__Directions__. Reproduce all of the listing below without alteration.

--- start of Supplied data ---

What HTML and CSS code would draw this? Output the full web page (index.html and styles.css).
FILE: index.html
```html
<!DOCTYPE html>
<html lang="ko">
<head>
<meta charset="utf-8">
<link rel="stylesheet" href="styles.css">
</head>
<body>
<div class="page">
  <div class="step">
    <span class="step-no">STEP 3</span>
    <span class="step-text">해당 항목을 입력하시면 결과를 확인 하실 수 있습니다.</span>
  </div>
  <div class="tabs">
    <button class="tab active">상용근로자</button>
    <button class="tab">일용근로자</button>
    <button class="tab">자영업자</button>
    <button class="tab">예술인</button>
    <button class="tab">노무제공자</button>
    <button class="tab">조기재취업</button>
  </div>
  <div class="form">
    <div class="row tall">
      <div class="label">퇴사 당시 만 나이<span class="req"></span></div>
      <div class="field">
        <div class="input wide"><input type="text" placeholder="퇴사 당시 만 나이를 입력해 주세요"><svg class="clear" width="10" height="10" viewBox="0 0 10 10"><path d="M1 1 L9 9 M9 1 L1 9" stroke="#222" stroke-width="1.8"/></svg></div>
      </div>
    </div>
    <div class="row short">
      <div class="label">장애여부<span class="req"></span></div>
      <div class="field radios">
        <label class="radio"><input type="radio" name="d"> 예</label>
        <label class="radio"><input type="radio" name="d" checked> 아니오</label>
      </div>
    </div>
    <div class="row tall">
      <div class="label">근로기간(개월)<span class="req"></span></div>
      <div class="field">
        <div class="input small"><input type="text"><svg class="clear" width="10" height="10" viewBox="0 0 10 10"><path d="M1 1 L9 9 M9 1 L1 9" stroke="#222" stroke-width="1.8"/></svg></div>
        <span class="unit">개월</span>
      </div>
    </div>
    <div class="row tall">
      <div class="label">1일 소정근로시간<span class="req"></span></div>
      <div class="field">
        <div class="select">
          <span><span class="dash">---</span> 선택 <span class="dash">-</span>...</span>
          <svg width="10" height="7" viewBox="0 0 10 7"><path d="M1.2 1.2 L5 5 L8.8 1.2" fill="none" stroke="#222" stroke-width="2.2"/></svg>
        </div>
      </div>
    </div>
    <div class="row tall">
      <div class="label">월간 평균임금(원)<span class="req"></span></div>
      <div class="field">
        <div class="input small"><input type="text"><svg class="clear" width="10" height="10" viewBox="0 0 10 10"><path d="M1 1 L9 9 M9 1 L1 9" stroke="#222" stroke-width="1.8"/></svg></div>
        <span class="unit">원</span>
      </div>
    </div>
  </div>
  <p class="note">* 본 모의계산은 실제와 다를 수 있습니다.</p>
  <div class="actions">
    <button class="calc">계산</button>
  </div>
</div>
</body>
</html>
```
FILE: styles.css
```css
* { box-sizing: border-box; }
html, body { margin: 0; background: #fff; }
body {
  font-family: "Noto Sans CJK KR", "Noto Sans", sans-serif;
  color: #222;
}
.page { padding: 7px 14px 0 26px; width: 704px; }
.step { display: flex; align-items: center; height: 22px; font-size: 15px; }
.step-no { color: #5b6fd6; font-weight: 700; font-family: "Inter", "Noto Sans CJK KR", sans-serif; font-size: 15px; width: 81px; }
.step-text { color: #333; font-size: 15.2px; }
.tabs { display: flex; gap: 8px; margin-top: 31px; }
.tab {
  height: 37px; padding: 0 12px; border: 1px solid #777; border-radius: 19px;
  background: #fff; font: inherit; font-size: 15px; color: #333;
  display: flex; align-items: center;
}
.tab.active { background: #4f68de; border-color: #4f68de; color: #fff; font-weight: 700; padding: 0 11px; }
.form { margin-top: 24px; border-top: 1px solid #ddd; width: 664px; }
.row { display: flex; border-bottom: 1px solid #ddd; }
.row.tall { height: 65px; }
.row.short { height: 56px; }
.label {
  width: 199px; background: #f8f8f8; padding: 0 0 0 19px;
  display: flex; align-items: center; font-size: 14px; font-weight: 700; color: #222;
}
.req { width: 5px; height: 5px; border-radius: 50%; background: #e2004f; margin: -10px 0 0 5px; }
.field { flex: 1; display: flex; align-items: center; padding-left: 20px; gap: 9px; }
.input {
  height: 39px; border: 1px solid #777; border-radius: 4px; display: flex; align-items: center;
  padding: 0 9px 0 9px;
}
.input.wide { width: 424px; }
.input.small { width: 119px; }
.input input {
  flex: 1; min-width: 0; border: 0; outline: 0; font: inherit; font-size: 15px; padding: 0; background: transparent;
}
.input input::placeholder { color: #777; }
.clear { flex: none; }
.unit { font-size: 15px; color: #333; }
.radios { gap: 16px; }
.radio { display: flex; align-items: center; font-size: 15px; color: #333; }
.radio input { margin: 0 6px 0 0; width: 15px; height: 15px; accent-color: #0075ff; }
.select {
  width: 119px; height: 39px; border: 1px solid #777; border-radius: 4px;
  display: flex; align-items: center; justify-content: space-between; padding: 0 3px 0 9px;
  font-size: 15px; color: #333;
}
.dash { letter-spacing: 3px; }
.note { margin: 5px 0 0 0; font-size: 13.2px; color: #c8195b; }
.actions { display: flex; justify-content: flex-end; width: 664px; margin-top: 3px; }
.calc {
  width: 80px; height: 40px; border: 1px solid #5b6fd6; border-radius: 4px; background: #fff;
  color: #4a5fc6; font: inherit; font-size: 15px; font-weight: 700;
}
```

--- end of Supplied data ---

__Correct answer__.
What HTML and CSS code would draw this? Output the full web page (index.html and styles.css).
FILE: index.html
```html
<!DOCTYPE html>
<html lang="ko">
<head>
<meta charset="utf-8">
<link rel="stylesheet" href="styles.css">
</head>
<body>
<div class="page">
  <div class="step">
    <span class="step-no">STEP 3</span>
    <span class="step-text">해당 항목을 입력하시면 결과를 확인 하실 수 있습니다.</span>
  </div>
  <div class="tabs">
    <button class="tab active">상용근로자</button>
    <button class="tab">일용근로자</button>
    <button class="tab">자영업자</button>
    <button class="tab">예술인</button>
    <button class="tab">노무제공자</button>
    <button class="tab">조기재취업</button>
  </div>
  <div class="form">
    <div class="row tall">
      <div class="label">퇴사 당시 만 나이<span class="req"></span></div>
      <div class="field">
        <div class="input wide"><input type="text" placeholder="퇴사 당시 만 나이를 입력해 주세요"><svg class="clear" width="10" height="10" viewBox="0 0 10 10"><path d="M1 1 L9 9 M9 1 L1 9" stroke="#222" stroke-width="1.8"/></svg></div>
      </div>
    </div>
    <div class="row short">
      <div class="label">장애여부<span class="req"></span></div>
      <div class="field radios">
        <label class="radio"><input type="radio" name="d"> 예</label>
        <label class="radio"><input type="radio" name="d" checked> 아니오</label>
      </div>
    </div>
    <div class="row tall">
      <div class="label">근로기간(개월)<span class="req"></span></div>
      <div class="field">
        <div class="input small"><input type="text"><svg class="clear" width="10" height="10" viewBox="0 0 10 10"><path d="M1 1 L9 9 M9 1 L1 9" stroke="#222" stroke-width="1.8"/></svg></div>
        <span class="unit">개월</span>
      </div>
    </div>
    <div class="row tall">
      <div class="label">1일 소정근로시간<span class="req"></span></div>
      <div class="field">
        <div class="select">
          <span><span class="dash">---</span> 선택 <span class="dash">-</span>...</span>
          <svg width="10" height="7" viewBox="0 0 10 7"><path d="M1.2 1.2 L5 5 L8.8 1.2" fill="none" stroke="#222" stroke-width="2.2"/></svg>
        </div>
      </div>
    </div>
    <div class="row tall">
      <div class="label">월간 평균임금(원)<span class="req"></span></div>
      <div class="field">
        <div class="input small"><input type="text"><svg class="clear" width="10" height="10" viewBox="0 0 10 10"><path d="M1 1 L9 9 M9 1 L1 9" stroke="#222" stroke-width="1.8"/></svg></div>
        <span class="unit">원</span>
      </div>
    </div>
  </div>
  <p class="note">* 본 모의계산은 실제와 다를 수 있습니다.</p>
  <div class="actions">
    <button class="calc">계산</button>
  </div>
</div>
</body>
</html>
```
FILE: styles.css
```css
* { box-sizing: border-box; }
html, body { margin: 0; background: #fff; }
body {
  font-family: "Noto Sans CJK KR", "Noto Sans", sans-serif;
  color: #222;
}
.page { padding: 7px 14px 0 26px; width: 704px; }
.step { display: flex; align-items: center; height: 22px; font-size: 15px; }
.step-no { color: #5b6fd6; font-weight: 700; font-family: "Inter", "Noto Sans CJK KR", sans-serif; font-size: 15px; width: 81px; }
.step-text { color: #333; font-size: 15.2px; }
.tabs { display: flex; gap: 8px; margin-top: 31px; }
.tab {
  height: 37px; padding: 0 12px; border: 1px solid #777; border-radius: 19px;
  background: #fff; font: inherit; font-size: 15px; color: #333;
  display: flex; align-items: center;
}
.tab.active { background: #4f68de; border-color: #4f68de; color: #fff; font-weight: 700; padding: 0 11px; }
.form { margin-top: 24px; border-top: 1px solid #ddd; width: 664px; }
.row { display: flex; border-bottom: 1px solid #ddd; }
.row.tall { height: 65px; }
.row.short { height: 56px; }
.label {
  width: 199px; background: #f8f8f8; padding: 0 0 0 19px;
  display: flex; align-items: center; font-size: 14px; font-weight: 700; color: #222;
}
.req { width: 5px; height: 5px; border-radius: 50%; background: #e2004f; margin: -10px 0 0 5px; }
.field { flex: 1; display: flex; align-items: center; padding-left: 20px; gap: 9px; }
.input {
  height: 39px; border: 1px solid #777; border-radius: 4px; display: flex; align-items: center;
  padding: 0 9px 0 9px;
}
.input.wide { width: 424px; }
.input.small { width: 119px; }
.input input {
  flex: 1; min-width: 0; border: 0; outline: 0; font: inherit; font-size: 15px; padding: 0; background: transparent;
}
.input input::placeholder { color: #777; }
.clear { flex: none; }
.unit { font-size: 15px; color: #333; }
.radios { gap: 16px; }
.radio { display: flex; align-items: center; font-size: 15px; color: #333; }
.radio input { margin: 0 6px 0 0; width: 15px; height: 15px; accent-color: #0075ff; }
.select {
  width: 119px; height: 39px; border: 1px solid #777; border-radius: 4px;
  display: flex; align-items: center; justify-content: space-between; padding: 0 3px 0 9px;
  font-size: 15px; color: #333;
}
.dash { letter-spacing: 3px; }
.note { margin: 5px 0 0 0; font-size: 13.2px; color: #c8195b; }
.actions { display: flex; justify-content: flex-end; width: 664px; margin-top: 3px; }
.calc {
  width: 80px; height: 40px; border: 1px solid #5b6fd6; border-radius: 4px; background: #fff;
  color: #4a5fc6; font: inherit; font-size: 15px; font-weight: 700;
}
```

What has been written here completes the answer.